Rudolph "Rudy" Bradley (born May 16, 1946) is a Florida politician. A Democrat turned Republican, he served in the Florida House of Representatives from 1994 to 2000, representing parts of Pinellas and Manatee Counties as the Representative for the 55th District.

==Early life==
Bradley was born in St. Petersburg, Florida, in the Gas Plant neighborhood. He was the first black athlete at the University of Tampa, and earned a scholarship in 1966 before graduating in 1969. He earned a master's degree in social work.

He has four children, Adia, Ernest, Michael, and Andre.

==Career==
He returned to St. Petersburg and was a social worker in Pinellas County Schools for more than 20 years.

Bradley was initially elected in a special election to replace Doug Jamerson after his appointment as Florida Commissioner of Education. In the Democratic primary, he came first in a five person race. He won the General Election with 71.9% of votes.

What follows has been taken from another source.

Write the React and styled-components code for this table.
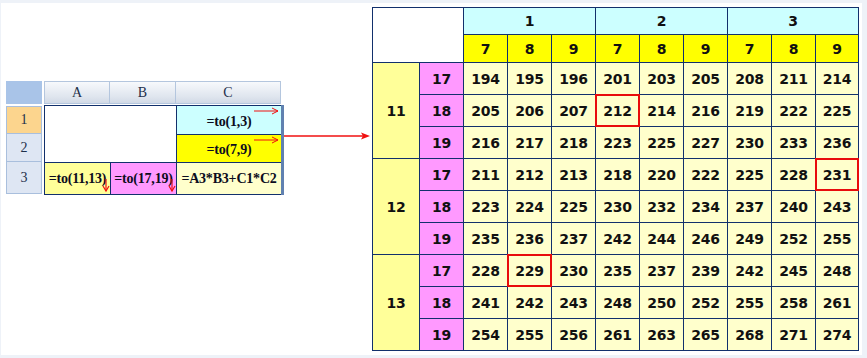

In his 1996 campaign, he was unopposed for reelection.

While in the House, Bradley sponsored a measure to create $3-million in college scholarships for minority teachers. "I stand behind what the voters of District 55 have told me, resoundingly. . .that education and economic development will resolve the issues of crime."

Bradley was a speaker at the 2000 Republican National Convention.